Juni liet weer dreigende Noord-Afrikanen zien, morrelend aan de deurknoppen van de eengezinswoningen in rijtjeshuizen, trommelend op de ruiten van de achterdeuren die wel grondig gesloten bleken maar toch nog niet volledig gepantserd waren met ondoordringbaar kogelvrij glas. De donkere schimmen pletten de rode geraniums en sappig gelobde roze pelargoniums. In de zorgvuldig aangeharkte voortuintjes. Ze trapten de in deerlijke huisvlijt vervaardigde miniatuur molentjes met ronddraaibare kap voorzien van ledverlichting en romantische muziekjes om. De tuinkabouters werden de vijvertjes ingetrapt. Een hortende commandant van de burgerwacht kwam op de beeldbuis om met overslaande stem te berichten dat hij en zijn ploeg thans voor géén geweldpleging meer terugdeinsden.
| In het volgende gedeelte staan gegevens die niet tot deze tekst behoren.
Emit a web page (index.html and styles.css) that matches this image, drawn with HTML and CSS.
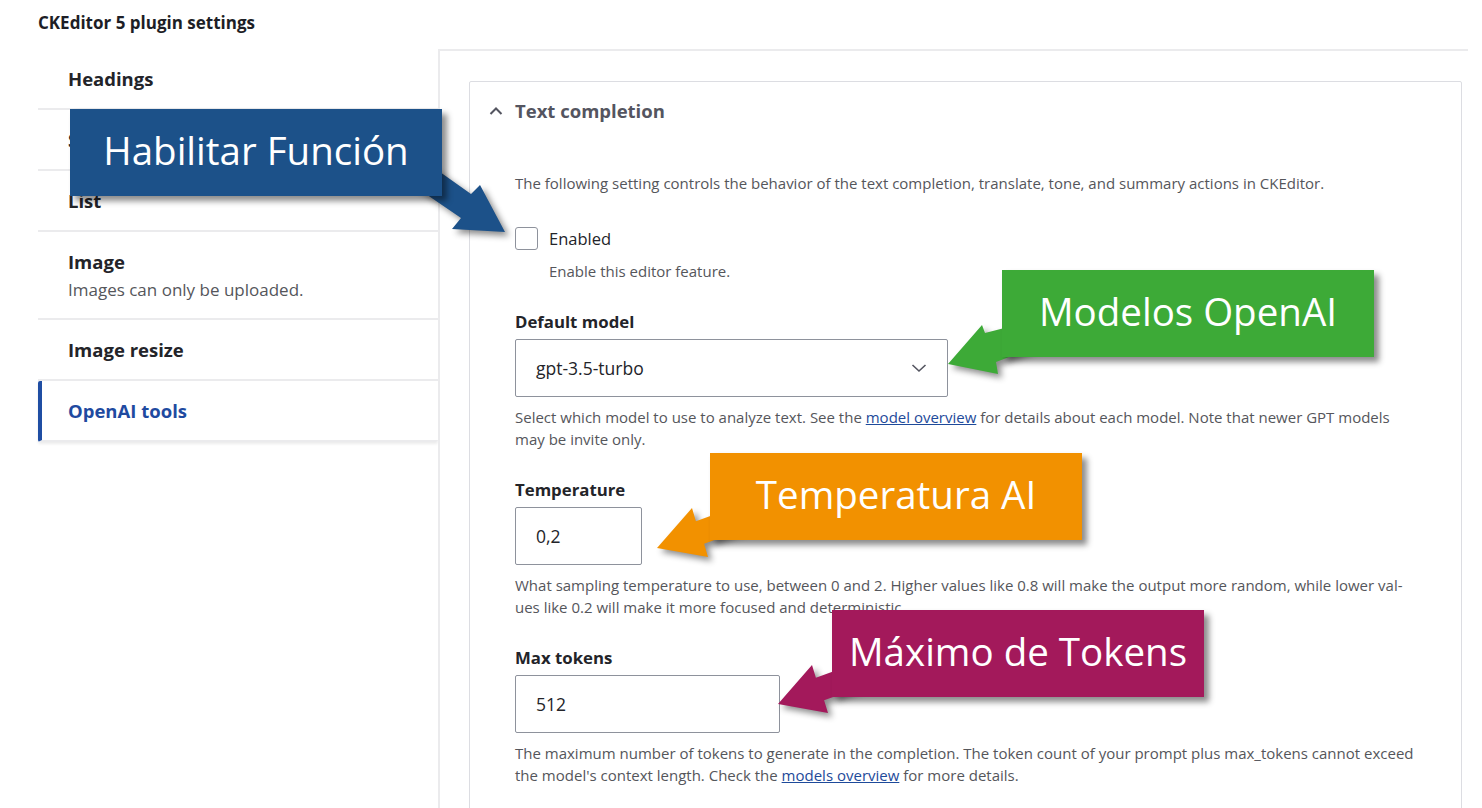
FILE: index.html
```html
<!DOCTYPE html>
<html lang="es">
<head>
    <meta charset="UTF-8">
    <meta name="viewport" content="width=device-width, initial-scale=1.0">
    <title>CKEditor 5 plugin settings</title>
    <link rel="stylesheet" href="styles.css">
</head>
<body>
<div class="page">
    <h2 class="page-title">CKEditor 5 plugin settings</h2>
    <div class="tabs-wrap">
        <ul class="vtabs">
            <li class="vtab"><span class="vtab-title">Headings</span></li>
            <li class="vtab"><span class="vtab-title">Source editing</span></li>
            <li class="vtab"><span class="vtab-title">List</span></li>
            <li class="vtab">
                <span class="vtab-title">Image</span>
                <span class="vtab-summary">Images can only be uploaded.</span>
            </li>
            <li class="vtab"><span class="vtab-title">Image resize</span></li>
            <li class="vtab vtab-active"><span class="vtab-title">OpenAI tools</span></li>
        </ul>
        <div class="panel">
            <div class="details">
                <div class="details-summary">
                    <svg class="chevron" width="14" height="10" viewBox="0 0 14 10"><path d="M1.5 8 L7 2.5 L12.5 8" fill="none" stroke="#545560" stroke-width="2"/></svg>
                    <span>Text completion</span>
                </div>
                <div class="details-body">
                    <p class="desc">The following setting controls the behavior of the text completion, translate, tone, and summary actions in CKEditor.</p>
                    <div class="check-row">
                        <span class="checkbox"></span>
                        <label class="check-label">Enabled</label>
                    </div>
                    <p class="desc check-desc">Enable this editor feature.</p>

                    <div class="form-item">
                        <label class="form-label">Default model</label>
                        <div class="select">
                            <span>gpt-3.5-turbo</span>
                            <svg width="16" height="10" viewBox="0 0 16 10"><path d="M1.5 2 L8 8 L14.5 2" fill="none" stroke="#545560" stroke-width="1.6"/></svg>
                        </div>
                        <p class="desc">Select which model to use to analyze text. See the <a href="#">model overview</a> for details about each model. Note that newer GPT models<br>may be invite only.</p>
                    </div>

                    <div class="form-item">
                        <label class="form-label">Temperature</label>
                        <div class="text-input temp-input">0,2</div>
                        <p class="desc">What sampling temperature to use, between 0 and 2. Higher values like 0.8 will make the output more random, while lower val-<br>ues like 0.2 will make it more focused and deterministic.</p>
                    </div>

                    <div class="form-item">
                        <label class="form-label">Max tokens</label>
                        <div class="text-input tokens-input">512</div>
                        <p class="desc">The maximum number of tokens to generate in the completion. The token count of your prompt plus max_tokens cannot exceed<br>the model's context length. Check the <a href="#">models overview</a> for more details.</p>
                    </div>
                </div>
            </div>
        </div>
    </div>

    <svg class="arrows" width="1482" height="808" viewBox="0 0 1482 808">
        <polygon class="arrow" fill="#1c5189" points="416,155 471,194 480,185 505,232 452,229 461,218 401,177"/>
        <polygon class="arrow" fill="#3daa37" points="1043,318 985,333 982,325 948,364 998,374 996,362 1051,341"/>
        <polygon class="arrow" fill="#f29100" points="752.3,500.8 695.9,521.2 692,508 657,548 708,557 704.1,543.8 760.5,523.4"/>
        <polygon class="arrow" fill="#a3195b" points="872.3,657.3 815.9,677.7 812,665 778,704 828,713 824.1,700.3 880.5,679.9"/>
    </svg>

    <div class="callout callout-blue">Habilitar Función</div>
    <div class="callout callout-green">Modelos OpenAI</div>
    <div class="callout callout-orange">Temperatura AI</div>
    <div class="callout callout-magenta">Máximo de Tokens</div>
</div>
</body>
</html>
```
FILE: styles.css
```css
body
{
    margin: 0;
    background: #ffffff;
    font-family: "Open Sans", "Noto Sans", sans-serif;
    color: #232429;
}
.page
{
    position: relative;
    width: 1482px;
    height: 808px;
    overflow: hidden;
}
.page-title
{
    margin: 0;
    padding: 11px 0 14px 38px;
    font-size: 17px;
    line-height: 24px;
    font-weight: 700;
    color: #1d1e26;
}
.tabs-wrap
{
    display: flex;
    padding-left: 38px;
}

/* vertical tabs */
.vtabs
{
    list-style: none;
    margin: 0;
    padding: 0;
    width: 400px;
    flex-shrink: 0;
}
.vtab
{
    display: flex;
    flex-direction: column;
    padding: 18px 0 17px 30px;
    border-bottom: 2px solid #ebebed;
}
.vtab-title
{
    font-size: 18.5px;
    line-height: 24px;
    font-weight: 700;
    color: #232429;
}
.vtab-summary
{
    margin-top: 5px;
    font-size: 17px;
    line-height: 22px;
    color: #55565b;
}
.vtab-active
{
    padding-left: 26px;
    border-left: 4px solid #1f4ea3;
    border-radius: 2px;
    box-shadow: 0 2px 3px rgba(0, 0, 0, 0.08);
}
.vtab-active .vtab-title
{
    color: #1f4aa0;
}

/* right panel */
.panel
{
    width: 1030px;
    height: 780px;
    box-sizing: border-box;
    border-top: 2px solid #ebebed;
    border-left: 2px solid #ebebed;
    padding: 30px 6px 0 29px;
}
.details
{
    border: 1px solid #dcdde2;
    border-radius: 2px;
    height: 800px;
}
.details-summary
{
    display: flex;
    align-items: center;
    gap: 12px;
    padding: 17px 0 19px 19px;
    font-size: 18.5px;
    line-height: 24px;
    font-weight: 700;
    color: #545560;
}
.details-body
{
    padding: 30px 45px 0;
}
.desc
{
    margin: 0;
    font-size: 15px;
    line-height: 22px;
    color: #55565b;
}
.desc a
{
    color: #1e4a9a;
    text-decoration: underline;
}
.check-row
{
    display: flex;
    align-items: center;
    gap: 11px;
    margin-top: 32px;
    height: 24px;
}
.checkbox
{
    width: 21px;
    height: 21px;
    border: 1px solid #8e929c;
    border-radius: 3px;
}
.check-label
{
    font-size: 16.5px;
    color: #232429;
}
.check-desc
{
    margin-top: 10px;
    padding-left: 34px;
}
.form-item
{
    margin-top: 29px;
}
.form-label
{
    display: block;
    font-size: 16.8px;
    line-height: 22px;
    font-weight: 700;
    color: #232429;
    margin-bottom: 6px;
}
.select,
.text-input
{
    box-sizing: border-box;
    height: 58px;
    display: flex;
    align-items: center;
    justify-content: space-between;
    padding: 0 20px;
    border: 1px solid #8e929c;
    border-radius: 2px;
    font-size: 17.5px;
    color: #232429;
    margin-bottom: 9px;
}
.select
{
    width: 433px;
}
.temp-input
{
    width: 127px;
}
.tokens-input
{
    width: 265px;
}

/* annotation overlays */
.arrows
{
    position: absolute;
    left: 0;
    top: 0;
}
.arrow
{
    filter: drop-shadow(4px 4px 3px rgba(0, 0, 0, 0.45));
}
.callout
{
    position: absolute;
    width: 372px;
    height: 87px;
    box-sizing: border-box;
    padding-bottom: 5px;
    display: flex;
    align-items: center;
    justify-content: center;
    color: #ffffff;
    font-size: 38.5px;
    box-shadow: 5px 5px 6px rgba(0, 0, 0, 0.45);
}
.callout-blue
{
    left: 70px;
    top: 109px;
    background: #1c5189;
}
.callout-green
{
    left: 1002px;
    top: 270px;
    background: #3daa37;
}
.callout-orange
{
    left: 710px;
    top: 453px;
    background: #f29100;
}
.callout-magenta
{
    left: 832px;
    top: 610px;
    background: #a3195b;
}
```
Eigenrichting, nu de overheid haar basisplichten ter rechtshandhaving bleef verwaarlozen. Mevrouw Kaag die toch nog even kwam aanzeggen dat er géén asielprobleem was en geen immigratiegolf. Maar dat de opvang schortte, dat was het euvel. Dat we niet meteen konden oplossen, ook niet via nieuw leiderschap en nieuw élan. De oerwoede wies in juli. Totdat het momentum aantrad. Voor de druk op de knop. Net als destijds Jacob Oppenheimer deed bij de eerste proef in de woestijn met de eerste atoombom. Vage linkserds met achterhaalde politieke formules rieden het om het hardst af. Terwijl kijkend Nederland zich verbeet. En toen drukte Marc af. Vroeg op de maandagochtend.